But I'm working on asking the questions that I think need to be asked about the idea of the aesthetic existence.
Last night after finishing IV.3 I took a walk. It occurred to me that the whole project made sense in terms of a series of interconnecting essays. It isn't really a coherent statement. It is an exploration. It was an outline that prompted a research project.
All of the Parts correspond to a specific question. What is art? How is it connected with society at large? What would it mean to live an aesthetic existence? Would an aesthetic existence in anyway be a political project? Four questions for four parts.
Each of those larger questions, of course, breaks down into more questions. Thus all the subsections for the parts.
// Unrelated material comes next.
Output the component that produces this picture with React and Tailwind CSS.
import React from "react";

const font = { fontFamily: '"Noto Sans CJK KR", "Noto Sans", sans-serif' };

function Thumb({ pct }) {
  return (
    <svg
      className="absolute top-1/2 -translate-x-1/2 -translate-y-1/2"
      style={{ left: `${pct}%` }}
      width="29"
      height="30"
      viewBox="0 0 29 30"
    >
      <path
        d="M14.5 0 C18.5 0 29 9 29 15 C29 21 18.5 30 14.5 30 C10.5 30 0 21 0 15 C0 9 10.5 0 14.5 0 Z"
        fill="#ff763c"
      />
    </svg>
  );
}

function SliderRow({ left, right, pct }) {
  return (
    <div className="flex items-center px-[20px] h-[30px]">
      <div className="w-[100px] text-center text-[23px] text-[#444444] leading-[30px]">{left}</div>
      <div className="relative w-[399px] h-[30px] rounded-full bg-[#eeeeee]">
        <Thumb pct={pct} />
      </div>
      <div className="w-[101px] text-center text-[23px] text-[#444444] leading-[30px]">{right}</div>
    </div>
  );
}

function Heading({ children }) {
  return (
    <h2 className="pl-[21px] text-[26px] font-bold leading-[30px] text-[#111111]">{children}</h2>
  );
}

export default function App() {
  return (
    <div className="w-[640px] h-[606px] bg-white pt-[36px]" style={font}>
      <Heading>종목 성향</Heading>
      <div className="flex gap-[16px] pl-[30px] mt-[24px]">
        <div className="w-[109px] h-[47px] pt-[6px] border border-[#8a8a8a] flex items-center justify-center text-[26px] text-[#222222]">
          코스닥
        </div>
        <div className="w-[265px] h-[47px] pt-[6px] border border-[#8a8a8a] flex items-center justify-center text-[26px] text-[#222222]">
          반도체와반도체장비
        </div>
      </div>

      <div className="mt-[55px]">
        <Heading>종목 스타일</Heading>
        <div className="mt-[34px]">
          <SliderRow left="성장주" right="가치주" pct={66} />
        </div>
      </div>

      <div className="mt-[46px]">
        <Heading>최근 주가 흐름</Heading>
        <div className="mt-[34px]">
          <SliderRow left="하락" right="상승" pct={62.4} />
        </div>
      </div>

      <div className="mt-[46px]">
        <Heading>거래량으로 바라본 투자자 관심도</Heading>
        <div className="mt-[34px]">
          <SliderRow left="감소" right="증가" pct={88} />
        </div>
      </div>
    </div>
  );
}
For a long time I didn't know how I was going to think about the aesthetic existence as a political project. But I still don't really know. But I took a six month break and the reading I did helped me begin to think about it politically, even if I haven't done it adequately. Which I will probably never be able to do. But it is a good exercise nonetheless.
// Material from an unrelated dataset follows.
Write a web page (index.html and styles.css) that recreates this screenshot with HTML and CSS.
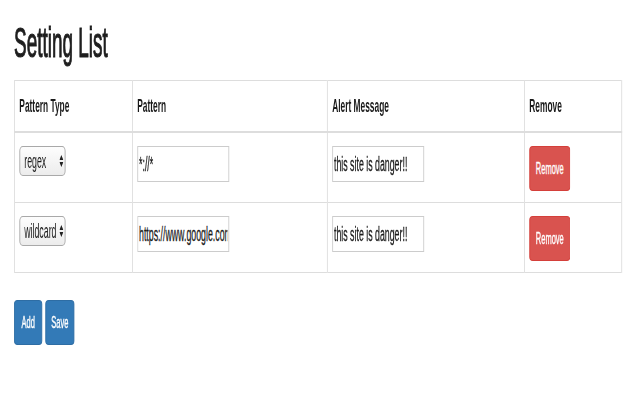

I also feel good about the way the project has affected me personally. I have become a different person over the last year. I moved to Seattle. I started working full time. I've been working on these ideas nearly my entire time here. And I have been working on AZI for a little more than a year.
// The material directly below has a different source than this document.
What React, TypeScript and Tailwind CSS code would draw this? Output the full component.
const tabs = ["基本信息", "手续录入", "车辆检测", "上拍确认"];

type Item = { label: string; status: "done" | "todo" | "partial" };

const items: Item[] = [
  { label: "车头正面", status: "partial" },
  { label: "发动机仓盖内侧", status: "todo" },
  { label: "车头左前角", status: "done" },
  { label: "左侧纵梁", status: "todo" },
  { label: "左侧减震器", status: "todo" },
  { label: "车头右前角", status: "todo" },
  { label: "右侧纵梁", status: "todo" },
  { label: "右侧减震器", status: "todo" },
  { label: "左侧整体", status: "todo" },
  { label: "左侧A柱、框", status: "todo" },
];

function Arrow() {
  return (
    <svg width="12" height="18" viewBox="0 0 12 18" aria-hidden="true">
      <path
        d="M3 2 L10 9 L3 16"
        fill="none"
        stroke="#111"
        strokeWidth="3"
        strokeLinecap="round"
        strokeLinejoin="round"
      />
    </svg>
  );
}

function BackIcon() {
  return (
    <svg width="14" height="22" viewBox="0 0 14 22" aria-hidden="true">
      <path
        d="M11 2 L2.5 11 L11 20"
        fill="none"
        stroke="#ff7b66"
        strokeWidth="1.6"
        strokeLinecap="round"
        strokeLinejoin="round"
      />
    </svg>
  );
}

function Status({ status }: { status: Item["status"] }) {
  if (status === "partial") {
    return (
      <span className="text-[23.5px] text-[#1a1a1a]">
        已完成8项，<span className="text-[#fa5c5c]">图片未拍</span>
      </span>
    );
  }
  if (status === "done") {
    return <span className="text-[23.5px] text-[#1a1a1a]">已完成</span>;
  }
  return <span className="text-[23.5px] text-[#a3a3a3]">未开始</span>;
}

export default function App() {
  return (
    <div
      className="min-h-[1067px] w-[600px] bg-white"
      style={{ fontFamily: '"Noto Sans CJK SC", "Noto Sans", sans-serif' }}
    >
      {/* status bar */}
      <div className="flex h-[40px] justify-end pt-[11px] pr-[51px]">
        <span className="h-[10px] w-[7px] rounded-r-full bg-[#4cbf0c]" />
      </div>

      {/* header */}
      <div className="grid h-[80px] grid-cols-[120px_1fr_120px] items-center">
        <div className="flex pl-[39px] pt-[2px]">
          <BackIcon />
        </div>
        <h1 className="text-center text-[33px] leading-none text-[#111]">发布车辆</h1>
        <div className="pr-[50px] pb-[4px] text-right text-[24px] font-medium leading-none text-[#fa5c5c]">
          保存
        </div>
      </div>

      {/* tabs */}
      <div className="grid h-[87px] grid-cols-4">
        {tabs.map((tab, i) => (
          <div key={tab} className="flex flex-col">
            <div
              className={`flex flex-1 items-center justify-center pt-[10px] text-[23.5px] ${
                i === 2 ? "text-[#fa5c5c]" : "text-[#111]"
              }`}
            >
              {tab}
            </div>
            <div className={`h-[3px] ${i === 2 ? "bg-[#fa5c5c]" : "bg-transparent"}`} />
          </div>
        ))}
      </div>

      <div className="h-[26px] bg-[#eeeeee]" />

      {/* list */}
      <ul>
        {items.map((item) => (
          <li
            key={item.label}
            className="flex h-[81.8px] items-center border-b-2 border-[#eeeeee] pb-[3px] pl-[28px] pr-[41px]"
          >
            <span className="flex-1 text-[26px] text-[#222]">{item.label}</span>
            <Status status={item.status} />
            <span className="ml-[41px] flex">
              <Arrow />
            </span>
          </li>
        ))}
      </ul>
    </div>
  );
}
The crux of the whole project is the idea of self-creation. For Collingwood, Searle, Smith, and others, the world is constituted primarily by language or ideas. The idea of status functions and all that business. Humans therefore have some capacity for self-creation through language. This is what political institutions should probably strive for: attempts at the purposeful creation of a community through language (writing laws, having conversations). Art and the aesthetic existence, which is essentially an expressive existence, is all about self-creation. I value writing as a way of changing myself, asking myself questions, and I can see how this project has helped shape my thinking and my behavior.
I think the writing has helped me become more aware of myself and my social behavior. I still do certain things that I'm not crazy about. I get shy sometimes and all that. So I'm not always expressive. Sometimes things hold me back. But on the whole I think I've become more expressive, I think I try to be mindful. I try to remain in a willful state of uncertainty. I find that I pay attention better if I assume that I don't know what I'm looking at. And this is a crucial part of Collingwood's notion of the aesthetic process. The artist always particularizes experience, never naming the feeling, but expressing them through other means.